5) Injury Prevention
A new kind of warmup might solve most muscle tweaks.
The new rules You may know that many researchers think static stretching–when, say, you simply pull your ankle up to your butt–can do as much harm as good. But now experts are reaching back to the old days of calisthenics to inform the new vogue in stretching. It's called dynamic warmups–that is, doing high skips, jumping jacks, and the like before reaching to touch your toes. "Think about taking a rubber band out of the fridge and stretching it, then think about one that's nice and warm," says Matt Horton.

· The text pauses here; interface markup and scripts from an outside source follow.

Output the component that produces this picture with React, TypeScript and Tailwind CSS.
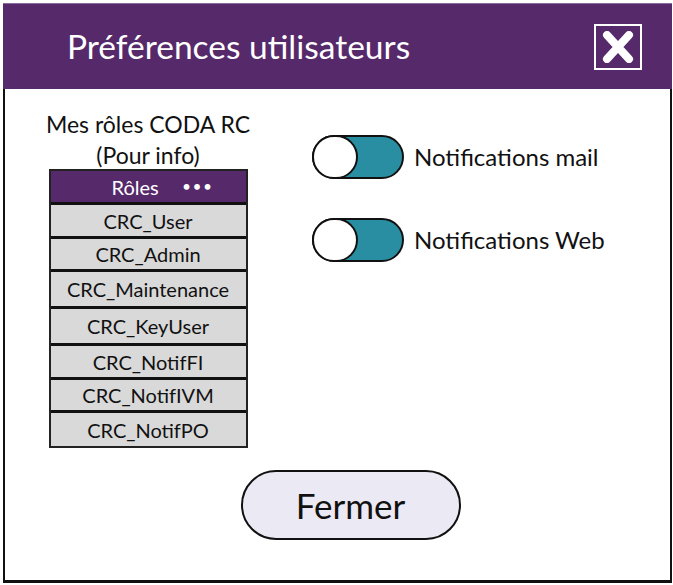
const roles = [
  { name: "CRC_User", h: "h-[34px]" },
  { name: "CRC_Admin", h: "h-[33px]" },
  { name: "CRC_Maintenance", h: "h-[37px]" },
  { name: "CRC_KeyUser", h: "h-[37px]" },
  { name: "CRC_NotifFI", h: "h-[34px]" },
  { name: "CRC_NotifIVM", h: "h-[33px]" },
  { name: "CRC_NotifPO", h: "h-[36px]" },
];

function Toggle({ label }: { label: string }) {
  return (
    <div className="flex items-center gap-[10px]">
      <div className="relative w-[92px] h-[44px] rounded-full bg-[#2a8ea3] border-2 border-[#111]">
        <div className="absolute -left-[2px] -top-[2px] w-[46px] h-[44px] rounded-full bg-white border-2 border-[#111]" />
      </div>
      <span className="text-[24px] text-[#111]">{label}</span>
    </div>
  );
}

export default function App() {
  return (
    <div className="w-[673px] h-[585px] bg-white p-[3px] font-['Lato',sans-serif]">
      <div className="w-[669px] h-[580px] flex flex-col">
        <header className="h-[86px] bg-[#56296b] border-t border-[#8a6aa0] flex items-center justify-between pl-[64px] pr-[30px]">
          <h1 className="text-[33.5px] text-white">Préférences utilisateurs</h1>
          <button className="w-[48px] h-[46px] border-2 border-white flex items-center justify-center" aria-label="Fermer">
            <svg width="34" height="32" viewBox="0 0 34 32">
              <path d="M6 4 L28 28 M28 4 L6 28" stroke="white" strokeWidth="8" strokeLinecap="round" />
            </svg>
          </button>
        </header>

        <main className="flex-1 border-l-2 border-r-2 border-b-[3px] border-[#111] flex flex-col">
          <div className="flex pt-[20px]">
            <div className="w-[200px] ml-[43px] flex flex-col items-center">
              <div className="text-[23px] leading-[31px] text-[#111] text-center whitespace-nowrap">
                Mes rôles CODA RC
                <br />
                (Pour info)
              </div>
              <div className="w-[199px] mt-[-2px] border-2 border-[#222] flex flex-col">
                <div className="h-[31px] bg-[#56296b] text-white text-[20px] flex items-center justify-center gap-[24px] pl-[30px]">
                  <span>Rôles</span>
                  <span className="tracking-[3px] font-bold text-[13px]">•••</span>
                </div>
                {roles.map((r) => (
                  <div
                    key={r.name}
                    className={`${r.h} bg-[#d9d9d9] border-t-[3px] border-[#111] text-[20px] text-[#111] flex items-center justify-center`}
                  >
                    {r.name}
                  </div>
                ))}
              </div>
            </div>

            <div className="ml-[64px] mt-[26px] flex flex-col gap-[39px]">
              <Toggle label="Notifications mail" />
              <Toggle label="Notifications Web" />
            </div>
          </div>

          <div className="flex justify-center mt-[22px] pl-[26px]">
            <button className="w-[220px] h-[70px] rounded-full bg-[#ebe9f4] border-2 border-[#111] text-[35px] text-[#111]">
              Fermer
            </button>
          </div>
        </main>
      </div>
    </div>
  );
}
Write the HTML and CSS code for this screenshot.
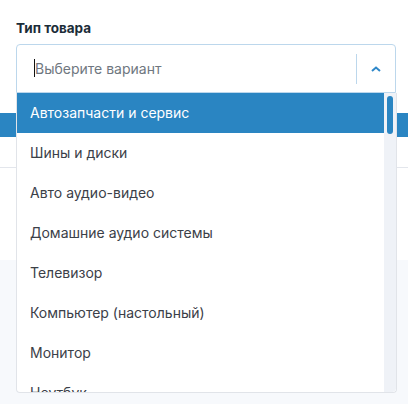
FILE: index.html
```html
<!DOCTYPE html>
<html lang="ru">
<head>
<meta charset="utf-8">
<link rel="stylesheet" href="styles.css">
</head>
<body>
<div class="page">
  <div class="field">
    <label class="label">Тип товара</label>
    <div class="select">
      <div class="control">
        <div class="value"><span class="caret"></span><span class="placeholder">Выберите вариант</span></div>
        <div class="indicator">
          <svg width="10" height="6" viewBox="0 0 10 6"><path d="M1 5 L5 1.5 L9 5" fill="none" stroke="#2f88c9" stroke-width="2"/></svg>
        </div>
      </div>
      <div class="menu">
        <ul class="options">
          <li class="option active">Автозапчасти и сервис</li>
          <li class="option">Шины и диски</li>
          <li class="option">Авто аудио-видео</li>
          <li class="option">Домашние аудио системы</li>
          <li class="option">Телевизор</li>
          <li class="option">Компьютер (настольный)</li>
          <li class="option">Монитор</li>
          <li class="option">Ноутбук</li>
        </ul>
        <div class="scrollbar"><div class="thumb"></div></div>
      </div>
    </div>
  </div>
  <div class="tabbar"></div>
  <div class="section"></div>
  <div class="footer-area"></div>
</div>
</body>
</html>
```
FILE: styles.css
```css
* { box-sizing: border-box; }
html, body { margin: 0; padding: 0; }
body {
  font-family: Inter, "Noto Sans", "Liberation Sans", sans-serif;
  background: #ffffff;
  width: 408px;
  height: 404px;
  overflow: hidden;
}
.page { display: flex; flex-direction: column; height: 404px; }
.field { padding: 20px 12px 0 16px; position: relative; z-index: 2; }
.label {
  display: block;
  font-size: 13.5px;
  line-height: 16px;
  font-weight: 700;
  color: #1b2c38;
  margin-bottom: 8px;
}
.select { position: relative; width: 380px; }
.control {
  height: 49px;
  border: 1px solid #bcd7ec;
  border-radius: 4px 4px 0 0;
  display: flex;
  align-items: center;
  background: #fff;
}
.value {
  flex: 1;
  display: flex;
  align-items: center;
  padding-left: 17px;
  padding-bottom: 1px;
}
.caret {
  width: 1px;
  height: 18px;
  background: #111;
}
.placeholder {
  font-size: 14px;
  color: #6f7780;
}
.indicator {
  width: 39px;
  height: 30px;
  border-left: 1px solid #bcd7ec;
  display: flex;
  align-items: center;
  justify-content: center;
}
.indicator svg { display: block; }
.menu {
  position: absolute;
  top: 49px;
  left: 0;
  width: 381px;
  height: 300px;
  background: #fff;
  border: 1px solid #e1e4e9;
  border-top: none;
  border-radius: 0 0 4px 4px;
  display: flex;
  overflow: hidden;
}
.options {
  list-style: none;
  margin: 0;
  padding: 0;
  flex: 1;
  overflow: hidden;
}
.option {
  height: 40px;
  display: flex;
  align-items: center;
  padding-left: 13px;
  padding-bottom: 1px;
  font-size: 14px;
  color: #3b4048;
  white-space: nowrap;
}
.option.active { background: #2a85c2; color: #fff; }
.scrollbar {
  width: 12px;
  background: #eff2f7;
  padding: 3px 3px;
  border-radius: 0 0 4px 0;
}
.thumb {
  width: 6px;
  height: 38px;
  background: #2a85c2;
  border-radius: 3px;
}
.tabbar {
  height: 24px;
  margin-top: 20px;
  background: #2a85c2;
}
.section {
  height: 31px;
  border-bottom: 1px solid #e3e6ec;
}
.footer-area {
  margin-top: 92px;
  flex: 1;
  background: #f7f9fc;
}
```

Avery Faigenbaum, an associate professor of exercise science at the College of New Jersey, says dynamic warmups do three things. They boost your body temperature, they raise your kinesthetic awareness (essentially, your body's sense of how it moves in space), and they increase motor-unit excitability, which he likens to "turning on" your muscle fibers. All of these effects prevent injury. "Static stretching turns on your slow-twitch muscles, the ones you need for steady endurance," he says. "Dynamic warmups turn on your fast-twitch fibers–so they'll be ready when you backpack up a hill, trip on a root, and need to catch yourself." A bonus: Faigenbaum, in an October 2006 study in the Journal of Athletic Training, reported that dynamic warmups increase performance more than static stretching does. "You work through your range of motion much better than if you just do a forward bend," he says. "Backpacking is a dynamic sport with lunging and turning on unstable ground, and this will get you ready for it."